Monday, Sep. 09, 1974
Lutherans at War
"The Lutheran Church-Missouri Synod we have known is dead. The institution that has given us life is no more. Its structures are hopelessly corrupt. Its leadership is morally bankrupt. Its rank-and-file members have chosen to ignore and overlook evil."
Wearing flowing white ecclesiastical robes, the Rev. John Tietjen, leader of the Missouri Synod's breakaway liberal faction, delivered that bitter eulogy last week from a pulpit set up in an auditorium at the O'Hare Inn near Chicago. It was what his 1,600 listeners wanted to hear. They were members of Evangelical Lutherans in Mission (E.L.I.M.), a dissident group that has been warring openly with the conservative hierarchy of the 2.8 million-member denomination. Tietjen's lament for the church underlined the fact that the Missouri Synod's conservative leadership is now firmly in command.
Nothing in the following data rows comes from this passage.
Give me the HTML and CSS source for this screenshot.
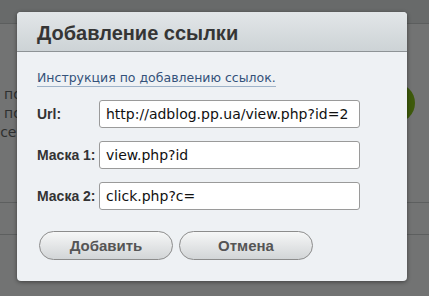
FILE: index.html
```html
<!DOCTYPE html>
<html lang="ru">
<head>
<meta charset="utf-8">
<link rel="stylesheet" href="styles.css">
</head>
<body>
<div class="page">
  <div class="topbar"></div>
  <div class="content">
    <div class="bg-text">
      <div class="bg-line">о по</div>
      <div class="bg-line"><span class="bg-blue">а</span> по</div>
      <div class="bg-line">: се</div>
    </div>
    <div class="bg-rule first"></div>
    <div class="bg-rule second"></div>
    <div class="bg-circle"></div>
  </div>
</div>
<div class="dialog">
  <div class="dialog-head">Добавление ссылки</div>
  <div class="dialog-body">
    <a class="help" href="#">Инструкция по добавлению ссылок.</a>
    <div class="form">
      <label class="lbl">Url:</label>
      <div class="field">http://adblog.pp.ua/view.php?id=2</div>
      <label class="lbl">Маска 1:</label>
      <div class="field">view.php?id</div>
      <label class="lbl">Маска 2:</label>
      <div class="field">click.php?c=</div>
    </div>
    <div class="buttons">
      <button class="btn">Добавить</button>
      <button class="btn">Отмена</button>
    </div>
  </div>
</div>
</body>
</html>
```
FILE: styles.css
```css
html, body {
  margin: 0;
  padding: 0;
}
body {
  width: 429px;
  height: 296px;
  overflow: hidden;
  background: #727373;
  font-family: "DejaVu Sans", sans-serif;
  position: relative;
}
.page {
  display: flex;
  flex-direction: column;
  height: 296px;
}
.topbar {
  height: 23px;
  background: #686a6a;
  border-bottom: 1px solid #5c5e5e;
}
.content {
  position: relative;
  flex: 1;
}
.bg-text {
  padding-top: 61px;
  margin-left: -9px;
  font-size: 14px;
  line-height: 19px;
  color: #2e3030;
}
.bg-blue {
  color: #2a4a6a;
}
.bg-rule {
  height: 0;
  border-top: 1px solid #5d5f5f;
}
.bg-rule.first {
  margin-top: 60px;
}
.bg-rule.second {
  margin-top: 31px;
}
.bg-circle {
  position: absolute;
  left: 374px;
  top: 59px;
  width: 41px;
  height: 40px;
  border-radius: 50%;
  background: #3e5a0b;
}
.dialog {
  position: absolute;
  left: 17px;
  top: 12px;
  width: 390px;
  height: 269px;
  border-radius: 4px;
  background: #eef1f4;
  box-shadow: 0 1px 4px rgba(0, 0, 0, 0.45);
  overflow: hidden;
}
.dialog-head {
  height: 40px;
  box-sizing: border-box;
  padding: 9px 0 0 20px;
  background: linear-gradient(#e2e6e8, #cdd3d6);
  border-bottom: 1px solid #8e9396;
  font-family: "Liberation Sans", Arial, sans-serif;
  font-weight: bold;
  font-size: 20px;
  line-height: 24px;
  color: #353535;
}
.dialog-body {
  padding: 15px 0 0 20px;
}
.help {
  display: inline-block;
  font-size: 12.5px;
  line-height: 17px;
  color: #34527a;
  text-decoration: none;
  border-bottom: 1px solid #9fb3c8;
}
.form {
  display: grid;
  grid-template-columns: 62px 261px;
  row-gap: 13px;
  align-items: center;
  margin-top: 13px;
}
.lbl {
  font-family: "Liberation Sans", Arial, sans-serif;
  font-weight: bold;
  font-size: 14px;
  color: #333;
}
.field {
  height: 28px;
  box-sizing: border-box;
  background: #fff;
  border: 1px solid #9a9a9a;
  border-radius: 3px;
  padding: 0 0 0 6px;
  font-size: 14px;
  line-height: 26px;
  color: #111;
  white-space: nowrap;
  overflow: hidden;
}
.buttons {
  display: flex;
  gap: 6px;
  margin-top: 21px;
  margin-left: 2px;
}
.btn {
  width: 134px;
  height: 29px;
  border: 1px solid #8c8c8c;
  border-radius: 15px;
  background: linear-gradient(#f6f7f7, #d2d5d7);
  font-family: "Liberation Sans", Arial, sans-serif;
  font-weight: bold;
  font-size: 15px;
  color: #555;
  padding: 0;
}
```
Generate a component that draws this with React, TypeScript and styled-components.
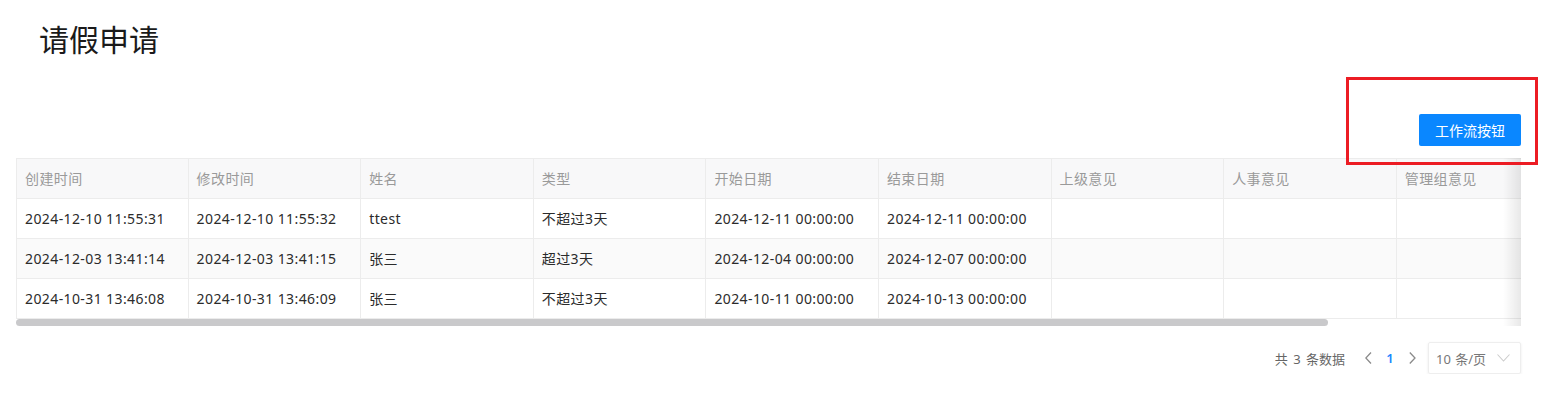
import React from 'react';
import styled, { createGlobalStyle } from 'styled-components';

const GlobalStyle = createGlobalStyle`
  html, body {
    margin: 0;
    padding: 0;
    background: #ffffff;
    font-family: "Noto Sans", "Noto Sans CJK SC", sans-serif;
  }
`;

const Page = styled.div`
  position: relative;
  padding: 16px 25px 0 16px;
`;

const Title = styled.h1`
  margin: 0;
  padding-left: 23px;
  font-size: 30px;
  line-height: 44px;
  font-weight: 400;
  color: #1a1a1a;
  font-family: "Noto Sans CJK SC", sans-serif;
`;

const Toolbar = styled.div`
  display: flex;
  justify-content: flex-end;
  margin-top: 54px;
`;

const PrimaryButton = styled.button`
  height: 32px;
  padding: 0 16px;
  border: none;
  border-radius: 2px;
  background: #0a87ff;
  color: #ffffff;
  font-size: 14px;
  font-family: "Noto Sans CJK SC", sans-serif;
  cursor: pointer;
`;

const Annotation = styled.div`
  position: absolute;
  top: 77px;
  right: 8px;
  width: 192px;
  height: 88px;
  box-sizing: border-box;
  border: 3px solid #ec1c24;
  pointer-events: none;
`;

const TableFrame = styled.div`
  position: relative;
  margin-top: 12px;

  &::after {
    content: '';
    position: absolute;
    top: 0;
    right: 0;
    bottom: 0;
    width: 18px;
    background: linear-gradient(to right, rgba(0, 0, 0, 0), rgba(0, 0, 0, 0.09));
    pointer-events: none;
  }
`;

const ScrollArea = styled.div`
  overflow: hidden;
`;

const ScrollTrack = styled.div`
  height: 7px;
  background: #ffffff;
`;

const ScrollThumb = styled.div`
  height: 100%;
  border-radius: 4px;
  background: #c9c9cb;
`;

const Table = styled.table`
  table-layout: fixed;
  width: 1726px;
  border-collapse: separate;
  border-spacing: 0;
  font-size: 14px;
  letter-spacing: 0.4px;
`;

type CellProps = { $head?: boolean; $striped?: boolean };

const Cell = styled.td<CellProps>`
  padding: 0 8px;
  line-height: 39px;
  white-space: nowrap;
  overflow: hidden;
  text-align: left;
  font-weight: 400;
  color: ${(p) => (p.$head ? '#9a9a9a' : '#2b2b2b')};
  background: ${(p) => (p.$head ? '#f8f8f9' : p.$striped ? '#fafafa' : '#ffffff')};
  border-bottom: 1px solid #ececec;
  border-right: 1px solid #ececec;
  border-top: ${(p) => (p.$head ? '1px solid #ececec' : 'none')};

  &:first-child {
    border-left: 1px solid #ececec;
  }
`;

const Pager = styled.div`
  display: flex;
  justify-content: flex-end;
  align-items: center;
  margin-top: 16px;
  font-size: 13px;
  color: #666666;
  font-family: "Noto Sans", "Noto Sans CJK SC", sans-serif;
`;

const Total = styled.span`
  margin-right: 12px;
  word-spacing: 2px;
`;

const PageArrow = styled.span`
  display: flex;
  align-items: center;
  justify-content: center;
  width: 22px;
  height: 32px;
  color: #888888;
`;

const PageNumber = styled.span`
  width: 22px;
  text-align: center;
  color: #1a87ff;
  font-weight: 600;
`;

const SizeSelect = styled.div`
  display: flex;
  align-items: center;
  justify-content: space-between;
  box-sizing: border-box;
  width: 93px;
  height: 32px;
  margin-left: 5px;
  padding: 0 10px 0 7px;
  border: 1px solid #eeeeee;
  border-radius: 2px;
  box-shadow: 0 1px 3px rgba(0, 0, 0, 0.08);
  color: #777777;
  word-spacing: 1px;
`;

const columns = ['创建时间', '修改时间', '姓名', '类型', '开始日期', '结束日期', '上级意见', '人事意见', '管理组意见', ''];

const rows = [
  ['2024-12-10 11:55:31', '2024-12-10 11:55:32', 'ttest', '不超过3天', '2024-12-11 00:00:00', '2024-12-11 00:00:00', '', '', '', ''],
  ['2024-12-03 13:41:14', '2024-12-03 13:41:15', '张三', '超过3天', '2024-12-04 00:00:00', '2024-12-07 00:00:00', '', '', '', ''],
  ['2024-10-31 13:46:08', '2024-10-31 13:46:09', '张三', '不超过3天', '2024-10-11 00:00:00', '2024-10-13 00:00:00', '', '', '', ''],
];

const thumbRatio = 1312 / 1505;

const Chevron = ({ dir }: { dir: 'left' | 'right' | 'down' }) => {
  if (dir === 'down') {
    return (
      <svg width="13" height="8" viewBox="0 0 13 8">
        <polyline points="0.5,0.5 6.5,7 12.5,0.5" fill="none" stroke="#cccccc" strokeWidth="1.1" />
      </svg>
    );
  }
  const pts = dir === 'left' ? '6,0.5 0.8,6 6,11.5' : '0.8,0.5 6,6 0.8,11.5';
  return (
    <svg width="7" height="12" viewBox="0 0 7 12">
      <polyline points={pts} fill="none" stroke="#8a8a8a" strokeWidth="1.3" />
    </svg>
  );
};

export default function App() {
  return (
    <Page>
      <GlobalStyle />
      <Title>请假申请</Title>
      <Toolbar>
        <PrimaryButton>工作流按钮</PrimaryButton>
      </Toolbar>
      <TableFrame>
        <ScrollArea>
          <Table>
            <colgroup>
              {columns.map((c, i) => (
                <col key={i} style={{ width: 172.5 }} />
              ))}
            </colgroup>
            <thead>
              <tr>
                {columns.map((c, i) => (
                  <Cell as="th" $head key={i}>
                    {c}
                  </Cell>
                ))}
              </tr>
            </thead>
            <tbody>
              {rows.map((row, i) => (
                <tr key={i}>
                  {row.map((v, j) => (
                    <Cell key={j} $striped={i % 2 === 1}>
                      {v}
                    </Cell>
                  ))}
                </tr>
              ))}
            </tbody>
          </Table>
        </ScrollArea>
        <ScrollTrack>
          <ScrollThumb style={{ width: `${thumbRatio * 100}%` }} />
        </ScrollTrack>
      </TableFrame>
      <Pager>
        <Total>共 3 条数据</Total>
        <PageArrow>
          <Chevron dir="left" />
        </PageArrow>
        <PageNumber>1</PageNumber>
        <PageArrow>
          <Chevron dir="right" />
        </PageArrow>
        <SizeSelect>
          <span>10 条/页</span>
          <Chevron dir="down" />
        </SizeSelect>
      </Pager>
      <Annotation />
    </Page>
  );
}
For more than a year, the Missouri Synod has been torn by an ever deepening division between the church's conservatives, who hew to a strictly literal interpretation of the Bible, and its moderate liberals, who more readily use modern methods of biblical criticism and tend to view some supposedly historical passages (the Garden of Eden story, for example) as religious myth. At the Synod's convention in New Orleans last year, the conservatives consolidated their hold on the denomination by returning the Rev. Jacob A.O. ("Jack") Preus to the church's presidency and winning a majority on the board of its keystone theological school, Concordia Seminary of St. Louis.
Last January, the Concordia board suspended John Tietjen as the seminary's president on charges that included the fostering of heresy (TIME, Feb. 4). The action incited a wholesale student and faculty rebellion and prompted the rebels to establish a liberal-oriented Seminary in Exile (Seminex) that almost stripped the official seminary of teachers and students. Evangelical Lutherans in Mission, founded a year ago, has become the organizational voice of the dissidents and the funding channel for the breakaway seminary.
But instead of reeling from the dissidents' vigorous challenge, the Synod's conservatives have recovered remarkably. This week, as registration begins at Concordia, no fewer than 170 full-time students are expected to enroll in the standard master of divinity program, along with 20 other graduate students; that total is well above the most optimistic predictions after the split last winter, even though far below the 650 enrolled before the controversy began. Acting President Ralph A. Bohlmann, who has been Preus' theological aide-de-camp, has fielded a full-time faculty of 18 (compared with four last spring). Meanwhile, the Missouri Synod's other official theological school, Concordia Seminary of Springfield, Ill., has an aggressive new president, the Rev. Robert D. Preus--Jack's brother and a conservative with impressive intellectual credentials. It also has its biggest incoming class (118) in years. All this suggests a strong allegiance to old-line traditionalism, even among younger Lutherans.
Nonetheless, the liberals' Seminex, which continues to use the classrooms of the Society of Jesus at St. Louis University and those of the United Church of Christ's Eden Seminary, is holding its own. Nearly all of last year's underclassmen will return, as well as 70 newcomers, for a total enrollment of 408. Though the conservatives pressured congregations against accepting Seminex's 124 May graduates, 77 have already been placed in church work (only 21, however, have thus far been ordained). As for E.L.I.M.,. though it claims heavy clerical backing (1,827 members out of 5,100 North American clergy), financial support comes from only 296 of the Missouri Synod's 6,100 parishes. Still, it is enough: after subsidizing Seminex's first semester last spring, E.L.I.M. ended the fiscal year with a surplus of $230,000.
At last week's Chicago meeting, E.L.I.M. delegates generally agreed to stay and fight within the church rather than break with it in open schism--at least until conservatives actively move to throw them out. Respected Church Historian Martin Marty--a board member of E.L.I.M.--argued that before that could happen, the detested conservative leadership might simply fall apart, largely because of its inherent divisiveness. "I don't believe the two official seminaries will survive," he says. "They will have to combine. The financial devastation will start showing soon. Careers are gone, families are divided. Any congregation that gets active in this situation is destroyed."
The conservatives, of course, take an opposite view, especially in the wake of Concordia's astonishing rebound. Seminex, predicts Church President Preus, "will wither away in a couple of years." Preus dismisses talk of any actual schism. "E.L.I.M. is mainly a clergy movement," he observes. "There will not be any split, primarily because the lay people are not cranked up." Moreover, Preus insists, he is not going to do anything "to stir things up further." With the conservatives' firm grip on the seminaries, "there's no reason for heresy hunts in the parishes."